** start of Data block **

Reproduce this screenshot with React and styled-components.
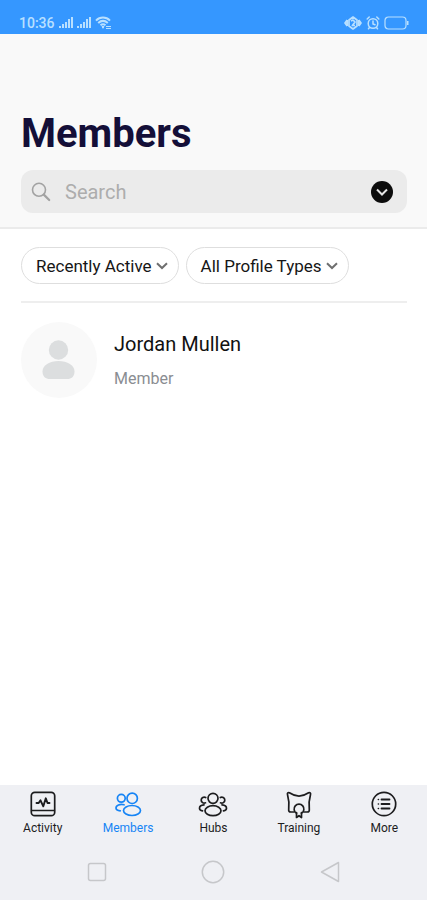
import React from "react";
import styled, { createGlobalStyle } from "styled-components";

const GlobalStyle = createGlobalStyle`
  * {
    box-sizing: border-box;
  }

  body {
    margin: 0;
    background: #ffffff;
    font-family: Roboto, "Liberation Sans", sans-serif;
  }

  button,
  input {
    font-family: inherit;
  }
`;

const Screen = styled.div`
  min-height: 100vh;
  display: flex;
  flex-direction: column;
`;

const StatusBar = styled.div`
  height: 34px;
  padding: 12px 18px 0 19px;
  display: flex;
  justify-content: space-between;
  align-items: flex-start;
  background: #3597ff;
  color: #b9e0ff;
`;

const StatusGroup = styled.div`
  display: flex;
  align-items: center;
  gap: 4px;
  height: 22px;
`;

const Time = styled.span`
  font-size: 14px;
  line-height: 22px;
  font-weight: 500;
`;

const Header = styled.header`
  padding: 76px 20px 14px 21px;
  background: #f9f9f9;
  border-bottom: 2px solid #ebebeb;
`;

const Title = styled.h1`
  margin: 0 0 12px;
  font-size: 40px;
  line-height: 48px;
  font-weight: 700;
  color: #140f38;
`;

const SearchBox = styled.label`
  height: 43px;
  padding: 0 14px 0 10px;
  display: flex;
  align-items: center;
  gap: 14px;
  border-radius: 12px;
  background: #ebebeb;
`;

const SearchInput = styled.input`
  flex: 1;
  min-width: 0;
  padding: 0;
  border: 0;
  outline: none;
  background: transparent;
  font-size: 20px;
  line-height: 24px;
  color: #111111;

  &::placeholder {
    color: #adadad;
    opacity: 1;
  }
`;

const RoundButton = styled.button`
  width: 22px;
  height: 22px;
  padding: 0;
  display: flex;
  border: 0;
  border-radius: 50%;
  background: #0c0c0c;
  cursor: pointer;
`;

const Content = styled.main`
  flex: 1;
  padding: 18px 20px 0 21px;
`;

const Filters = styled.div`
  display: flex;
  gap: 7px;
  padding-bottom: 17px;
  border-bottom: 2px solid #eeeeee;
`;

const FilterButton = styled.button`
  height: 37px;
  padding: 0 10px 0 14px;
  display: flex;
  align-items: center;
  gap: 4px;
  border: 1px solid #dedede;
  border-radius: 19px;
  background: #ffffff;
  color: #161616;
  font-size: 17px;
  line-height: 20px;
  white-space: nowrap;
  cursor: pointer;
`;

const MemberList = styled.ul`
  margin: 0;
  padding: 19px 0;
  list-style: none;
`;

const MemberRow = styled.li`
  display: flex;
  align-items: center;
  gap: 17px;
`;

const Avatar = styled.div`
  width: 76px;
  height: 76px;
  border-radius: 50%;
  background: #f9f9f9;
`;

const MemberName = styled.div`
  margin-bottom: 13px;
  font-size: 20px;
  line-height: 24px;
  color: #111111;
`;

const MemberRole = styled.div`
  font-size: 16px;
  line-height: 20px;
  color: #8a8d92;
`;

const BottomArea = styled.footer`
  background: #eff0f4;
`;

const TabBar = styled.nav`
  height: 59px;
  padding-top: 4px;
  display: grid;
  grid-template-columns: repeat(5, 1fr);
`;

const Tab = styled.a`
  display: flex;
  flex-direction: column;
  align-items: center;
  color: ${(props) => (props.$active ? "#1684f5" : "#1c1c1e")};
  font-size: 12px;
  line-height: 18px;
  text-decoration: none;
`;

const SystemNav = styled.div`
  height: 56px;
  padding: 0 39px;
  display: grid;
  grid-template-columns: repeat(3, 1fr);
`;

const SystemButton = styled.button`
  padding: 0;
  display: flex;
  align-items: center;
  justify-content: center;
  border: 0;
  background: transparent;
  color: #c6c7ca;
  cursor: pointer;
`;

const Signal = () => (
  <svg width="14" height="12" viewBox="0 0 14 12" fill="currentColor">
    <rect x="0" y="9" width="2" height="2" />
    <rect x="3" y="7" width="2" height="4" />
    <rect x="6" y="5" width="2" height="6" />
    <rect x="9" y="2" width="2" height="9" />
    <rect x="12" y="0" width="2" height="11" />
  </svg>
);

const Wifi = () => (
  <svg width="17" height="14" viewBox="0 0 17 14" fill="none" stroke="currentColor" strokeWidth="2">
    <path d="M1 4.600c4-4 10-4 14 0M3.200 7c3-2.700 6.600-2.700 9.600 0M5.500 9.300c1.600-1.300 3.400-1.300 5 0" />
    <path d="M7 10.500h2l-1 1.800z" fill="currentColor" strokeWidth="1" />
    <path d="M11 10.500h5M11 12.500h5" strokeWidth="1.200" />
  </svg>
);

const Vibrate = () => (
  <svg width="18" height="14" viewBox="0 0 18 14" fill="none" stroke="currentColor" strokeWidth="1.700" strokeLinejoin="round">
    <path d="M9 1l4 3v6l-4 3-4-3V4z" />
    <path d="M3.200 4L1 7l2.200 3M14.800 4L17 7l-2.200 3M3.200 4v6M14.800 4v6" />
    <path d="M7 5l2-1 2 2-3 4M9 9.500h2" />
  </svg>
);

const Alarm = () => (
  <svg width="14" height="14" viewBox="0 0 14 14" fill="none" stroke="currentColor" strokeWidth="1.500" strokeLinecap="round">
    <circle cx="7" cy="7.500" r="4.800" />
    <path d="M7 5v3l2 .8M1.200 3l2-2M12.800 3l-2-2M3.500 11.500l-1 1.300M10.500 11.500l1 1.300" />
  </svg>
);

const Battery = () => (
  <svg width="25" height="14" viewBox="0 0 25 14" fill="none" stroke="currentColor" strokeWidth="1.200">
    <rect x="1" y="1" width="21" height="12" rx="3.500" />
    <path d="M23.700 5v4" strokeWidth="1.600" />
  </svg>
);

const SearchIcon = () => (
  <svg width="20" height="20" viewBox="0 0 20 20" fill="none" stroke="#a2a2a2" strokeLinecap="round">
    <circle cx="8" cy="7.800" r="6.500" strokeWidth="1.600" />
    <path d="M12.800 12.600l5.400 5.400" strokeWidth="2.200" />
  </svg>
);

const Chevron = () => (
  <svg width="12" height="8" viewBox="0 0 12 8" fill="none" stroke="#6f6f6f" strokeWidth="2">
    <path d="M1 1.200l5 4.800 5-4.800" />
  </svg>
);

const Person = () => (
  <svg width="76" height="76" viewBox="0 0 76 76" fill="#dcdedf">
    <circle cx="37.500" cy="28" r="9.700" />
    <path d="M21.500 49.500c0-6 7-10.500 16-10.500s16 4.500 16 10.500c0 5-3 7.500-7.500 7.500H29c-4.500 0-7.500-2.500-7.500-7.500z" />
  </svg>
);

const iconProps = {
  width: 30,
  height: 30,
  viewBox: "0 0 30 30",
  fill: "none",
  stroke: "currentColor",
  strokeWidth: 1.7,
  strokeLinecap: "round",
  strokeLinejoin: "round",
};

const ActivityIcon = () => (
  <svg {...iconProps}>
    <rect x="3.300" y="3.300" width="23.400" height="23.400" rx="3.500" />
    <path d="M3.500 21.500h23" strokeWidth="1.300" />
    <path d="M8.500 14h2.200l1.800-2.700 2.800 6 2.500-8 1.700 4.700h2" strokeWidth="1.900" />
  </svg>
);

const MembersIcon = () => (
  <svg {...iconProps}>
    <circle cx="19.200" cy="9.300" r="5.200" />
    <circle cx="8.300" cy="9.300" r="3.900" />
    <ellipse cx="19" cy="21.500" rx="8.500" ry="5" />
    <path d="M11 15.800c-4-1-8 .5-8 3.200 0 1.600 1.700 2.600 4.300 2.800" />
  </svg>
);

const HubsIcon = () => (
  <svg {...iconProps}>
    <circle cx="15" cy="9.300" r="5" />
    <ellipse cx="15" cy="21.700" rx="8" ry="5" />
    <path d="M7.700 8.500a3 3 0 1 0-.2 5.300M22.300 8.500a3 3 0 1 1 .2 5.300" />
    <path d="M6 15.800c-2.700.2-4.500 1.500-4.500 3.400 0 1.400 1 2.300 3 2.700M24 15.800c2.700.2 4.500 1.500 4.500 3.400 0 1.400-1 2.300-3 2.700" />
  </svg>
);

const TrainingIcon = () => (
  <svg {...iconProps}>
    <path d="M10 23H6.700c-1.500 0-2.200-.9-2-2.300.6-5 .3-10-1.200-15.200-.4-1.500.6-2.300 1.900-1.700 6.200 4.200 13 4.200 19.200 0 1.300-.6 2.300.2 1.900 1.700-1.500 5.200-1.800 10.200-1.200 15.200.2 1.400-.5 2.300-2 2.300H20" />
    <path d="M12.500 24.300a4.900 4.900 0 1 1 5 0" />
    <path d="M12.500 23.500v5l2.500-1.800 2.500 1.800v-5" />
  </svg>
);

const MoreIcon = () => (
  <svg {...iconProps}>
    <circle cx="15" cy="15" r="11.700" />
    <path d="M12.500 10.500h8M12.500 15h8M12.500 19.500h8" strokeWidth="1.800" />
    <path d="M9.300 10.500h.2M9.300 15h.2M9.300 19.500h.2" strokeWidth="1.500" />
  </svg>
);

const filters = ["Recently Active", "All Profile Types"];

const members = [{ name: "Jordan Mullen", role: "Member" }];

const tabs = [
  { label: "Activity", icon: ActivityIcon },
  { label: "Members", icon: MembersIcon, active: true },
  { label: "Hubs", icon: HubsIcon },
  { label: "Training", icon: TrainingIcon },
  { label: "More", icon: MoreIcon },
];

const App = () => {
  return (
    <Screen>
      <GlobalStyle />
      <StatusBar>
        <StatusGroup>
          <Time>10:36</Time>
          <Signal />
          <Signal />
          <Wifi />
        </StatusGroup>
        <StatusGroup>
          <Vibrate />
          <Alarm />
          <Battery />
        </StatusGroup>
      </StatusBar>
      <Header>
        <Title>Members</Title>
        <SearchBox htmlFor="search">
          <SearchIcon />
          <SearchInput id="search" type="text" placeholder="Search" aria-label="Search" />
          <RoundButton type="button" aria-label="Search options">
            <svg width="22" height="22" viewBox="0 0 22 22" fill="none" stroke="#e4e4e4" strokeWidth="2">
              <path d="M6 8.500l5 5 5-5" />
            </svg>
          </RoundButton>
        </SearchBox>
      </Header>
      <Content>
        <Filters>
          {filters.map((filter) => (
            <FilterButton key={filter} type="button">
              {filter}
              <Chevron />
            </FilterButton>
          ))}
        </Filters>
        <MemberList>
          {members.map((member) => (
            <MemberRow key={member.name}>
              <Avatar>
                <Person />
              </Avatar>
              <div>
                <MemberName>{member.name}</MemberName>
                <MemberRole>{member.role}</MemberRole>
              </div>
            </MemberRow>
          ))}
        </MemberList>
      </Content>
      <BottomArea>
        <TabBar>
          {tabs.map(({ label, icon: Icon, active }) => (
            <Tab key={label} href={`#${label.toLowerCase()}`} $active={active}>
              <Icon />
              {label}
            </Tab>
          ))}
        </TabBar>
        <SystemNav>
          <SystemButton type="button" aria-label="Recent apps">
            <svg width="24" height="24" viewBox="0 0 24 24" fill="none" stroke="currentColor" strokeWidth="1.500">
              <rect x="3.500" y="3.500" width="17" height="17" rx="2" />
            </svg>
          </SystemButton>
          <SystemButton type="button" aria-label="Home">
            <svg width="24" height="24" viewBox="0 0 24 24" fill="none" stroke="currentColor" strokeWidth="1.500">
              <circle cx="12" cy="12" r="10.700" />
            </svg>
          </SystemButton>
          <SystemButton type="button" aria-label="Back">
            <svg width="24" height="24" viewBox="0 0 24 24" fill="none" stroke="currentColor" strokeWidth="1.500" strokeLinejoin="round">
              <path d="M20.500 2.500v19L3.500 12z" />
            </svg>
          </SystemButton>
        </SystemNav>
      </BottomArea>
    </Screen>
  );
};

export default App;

** end of Data block **

Scan the data for the word "components" and copy every line where it shows up.

[Answer to the task]:
Reproduce this screenshot with React and styled-components.
import styled, { createGlobalStyle } from "styled-components";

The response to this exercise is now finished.